Classical to Quantum Transition of a Driven Nonlinear Nanomechanical Resonator

TL;DR

This paper investigates the transition of a driven nonlinear nanomechanical resonator from classical to quantum behavior by analyzing the Wigner function deviations, providing potential experimental evidence of quantum domain entry.

Contribution

It demonstrates how the quantum Wigner function diverges from classical probability in a nonlinear NEMS, indicating the onset of quantum effects as temperature and mass decrease.

Findings

Wigner function deviates from classical phase space in the quantum regime

Nonlinearity enhances distinguishability between classical and quantum states

Results suggest feasible experimental signatures of quantum behavior in NEMS

Abstract

We seek the first indications that a nanoelectromechanical system (NEMS) is entering the quantum domain as its mass and temperature are decreased.
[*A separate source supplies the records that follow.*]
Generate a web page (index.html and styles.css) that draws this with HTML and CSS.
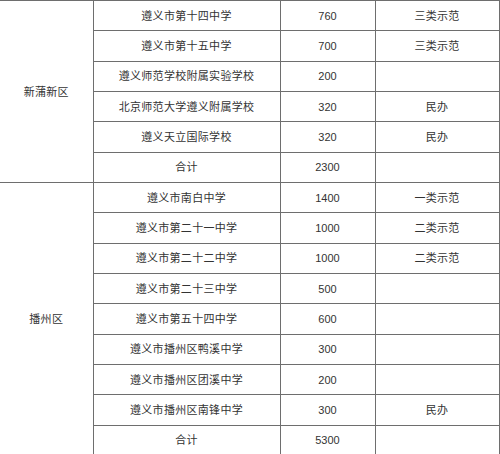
FILE: index.html
```html
<!DOCTYPE html>
<html lang="zh">
<head>
<meta charset="utf-8">
<title>学校招生计划</title>
<link rel="stylesheet" href="styles.css">
</head>
<body>
<table class="plan">
  <colgroup>
    <col class="c-area">
    <col class="c-name">
    <col class="c-num">
    <col class="c-type">
  </colgroup>
  <tbody>
    <tr><td class="area" rowspan="6">新蒲新区</td><td class="name">遵义市第十四中学</td><td class="num">760</td><td class="type">三类示范</td></tr>
    <tr><td class="name">遵义市第十五中学</td><td class="num">700</td><td class="type">三类示范</td></tr>
    <tr><td class="name">遵义师范学校附属实验学校</td><td class="num">200</td><td class="type"></td></tr>
    <tr><td class="name">北京师范大学遵义附属学校</td><td class="num">320</td><td class="type">民办</td></tr>
    <tr><td class="name">遵义天立国际学校</td><td class="num">320</td><td class="type">民办</td></tr>
    <tr><td class="name">合计</td><td class="num">2300</td><td class="type"></td></tr>
    <tr><td class="area" rowspan="9">播州区</td><td class="name">遵义市南白中学</td><td class="num">1400</td><td class="type">一类示范</td></tr>
    <tr><td class="name">遵义市第二十一中学</td><td class="num">1000</td><td class="type">二类示范</td></tr>
    <tr><td class="name">遵义市第二十二中学</td><td class="num">1000</td><td class="type">二类示范</td></tr>
    <tr><td class="name">遵义市第二十三中学</td><td class="num">500</td><td class="type"></td></tr>
    <tr><td class="name">遵义市第五十四中学</td><td class="num">600</td><td class="type"></td></tr>
    <tr><td class="name">遵义市播州区鸭溪中学</td><td class="num">300</td><td class="type"></td></tr>
    <tr><td class="name">遵义市播州区团溪中学</td><td class="num">200</td><td class="type"></td></tr>
    <tr><td class="name">遵义市播州区南锋中学</td><td class="num">300</td><td class="type">民办</td></tr>
    <tr><td class="name">合计</td><td class="num">5300</td><td class="type"></td></tr>
  </tbody>
</table>
</body>
</html>
```
FILE: styles.css
```css
html, body {
  margin: 0;
  padding: 0;
  background: #ffffff;
}

body {
  font-family: "Liberation Sans", "Noto Sans CJK SC", sans-serif;
  font-size: 11px;
  color: #333333;
  overflow: hidden;
}

.plan {
  border-collapse: collapse;
  table-layout: fixed;
  width: 499px;
}

.c-area { width: 93px; }
.c-name { width: 187px; }
.c-num { width: 95px; }
.c-type { width: 124px; }

.plan tr {
  height: 30.35px;
}

.plan td {
  padding: 0;
  border: 1px solid #6e6e6e;
  text-align: center;
  vertical-align: middle;
  white-space: nowrap;
  line-height: 14px;
}

.plan td.area {
  border-left: none;
  letter-spacing: 0.3px;
}

.plan td.name,
.plan td.type {
  letter-spacing: 0.3px;
}

.plan td.num {
  font-size: 11px;
}
```
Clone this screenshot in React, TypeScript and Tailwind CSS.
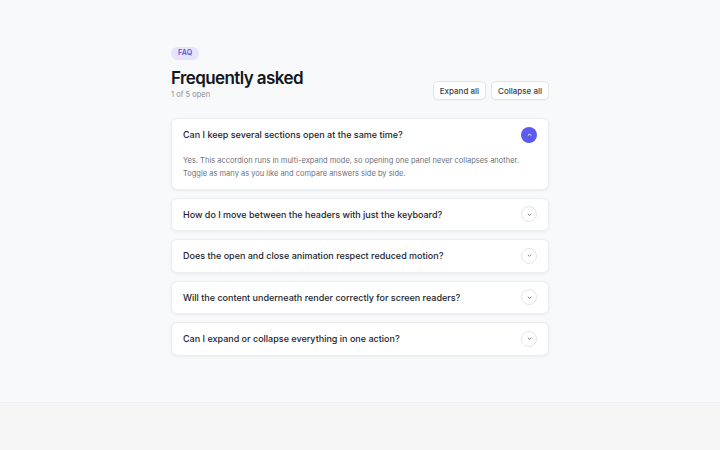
import { useState } from "react";

const items = [
  {
    q: "Can I keep several sections open at the same time?",
    a: "Yes. This accordion runs in multi-expand mode, so opening one panel never collapses another. Toggle as many as you like and compare answers side by side.",
  },
  {
    q: "How do I move between the headers with just the keyboard?",
    a: "Use Tab to reach a header, then Arrow keys, Home and End to jump between them. Enter or Space toggles the panel.",
  },
  {
    q: "Does the open and close animation respect reduced motion?",
    a: "Yes. When the system asks for reduced motion the panels open and close instantly.",
  },
  {
    q: "Will the content underneath render correctly for screen readers?",
    a: "Each header is a button with aria-expanded and aria-controls pointing at its region.",
  },
  {
    q: "Can I expand or collapse everything in one action?",
    a: "Use the Expand all and Collapse all buttons above the list.",
  },
];

function Chevron({ up }: { up: boolean }) {
  return (
    <svg width="7" height="7" viewBox="0 0 10 10" fill="none" stroke="currentColor" strokeWidth="1.4" strokeLinecap="round" strokeLinejoin="round">
      {up ? <path d="M3 6.2 5 4.2l2 2" /> : <path d="M3 4.2 5 6.2l2-2" />}
    </svg>
  );
}

export default function App() {
  const [open, setOpen] = useState<boolean[]>([true, false, false, false, false]);
  const count = open.filter(Boolean).length;

  return (
    <div className="min-h-[450px] bg-[#f5f5f5]" style={{ fontFamily: "Inter, 'Noto Sans', sans-serif" }}>
      <div className="border-b border-[#eeeff2] bg-[#f8f9fb] pt-[47px] pb-[46px]">
        <div className="mx-auto w-[378px]">
          <span className="flex h-[13px] w-fit items-center rounded-full bg-[#e4e4fb] px-[7px] text-[7px] font-semibold tracking-wide text-[#5753d8]">
            FAQ
          </span>
          <div className="mt-[7px] flex items-end justify-between">
            <div>
              <h1 className="text-[17px] leading-[22px] font-semibold tracking-[-0.035em] text-[#15161c]">Frequently asked</h1>
              <p className="mt-[1px] text-[7.5px] leading-[10px] text-[#8a8d96]">{count} of 5 open</p>
            </div>
            <div className="flex gap-[5px]">
              <button
                onClick={() => setOpen(open.map(() => true))}
                className="h-[19px] rounded-[5px] border border-[#e2e4e9] bg-white px-[6px] text-[8px] font-medium text-[#3a3d46] shadow-[0_1px_1px_rgba(0,0,0,0.03)]"
              >
                Expand all
              </button>
              <button
                onClick={() => setOpen(open.map(() => false))}
                className="h-[19px] rounded-[5px] border border-[#e2e4e9] bg-white px-[6px] text-[8px] font-medium text-[#3a3d46] shadow-[0_1px_1px_rgba(0,0,0,0.03)]"
              >
                Collapse all
              </button>
            </div>
          </div>

          <div className="mt-[18px] flex flex-col gap-[8px]">
            {items.map((it, i) => (
              <div key={i} className="rounded-[6px] border border-[#eceef1] bg-white shadow-[0_1px_3px_rgba(16,24,40,0.06)]">
                <button
                  onClick={() => setOpen(open.map((v, j) => (j === i ? !v : v)))}
                  className="flex h-[31.5px] w-full items-center justify-between px-[11px] text-left"
                >
                  <span className="text-[9px] font-medium text-[#22242b]">{it.q}</span>
                  <span
                    className={
                      open[i]
                        ? "flex h-[16px] w-[16px] items-center justify-center rounded-full bg-[#5b5bf0] text-white"
                        : "flex h-[16px] w-[16px] items-center justify-center rounded-full border border-[#e3e5ea] bg-white text-[#7a7e88]"
                    }
                  >
                    <Chevron up={open[i]} />
                  </span>
                </button>
                {open[i] && (
                  <p className="px-[11px] pb-[9px] pt-[3px] text-[7.5px] leading-[13px] text-[#6d717b]">{it.a}</p>
                )}
              </div>
            ))}
          </div>
        </div>
      </div>
    </div>
  );
}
We find them by studying the transition from classical to quantum behavior of a driven nonlinear Duffing resonator. Numerical solutions of the equations of motion, operating in the bistable regime of the resonator, demonstrate that the quantum Wigner function gradually deviates from the corresponding classical phase-space probability density. These clear differences that develop due to nonlinearity can serve as experimental evidence, in the near future, that NEMS resonators are entering the quantum domain.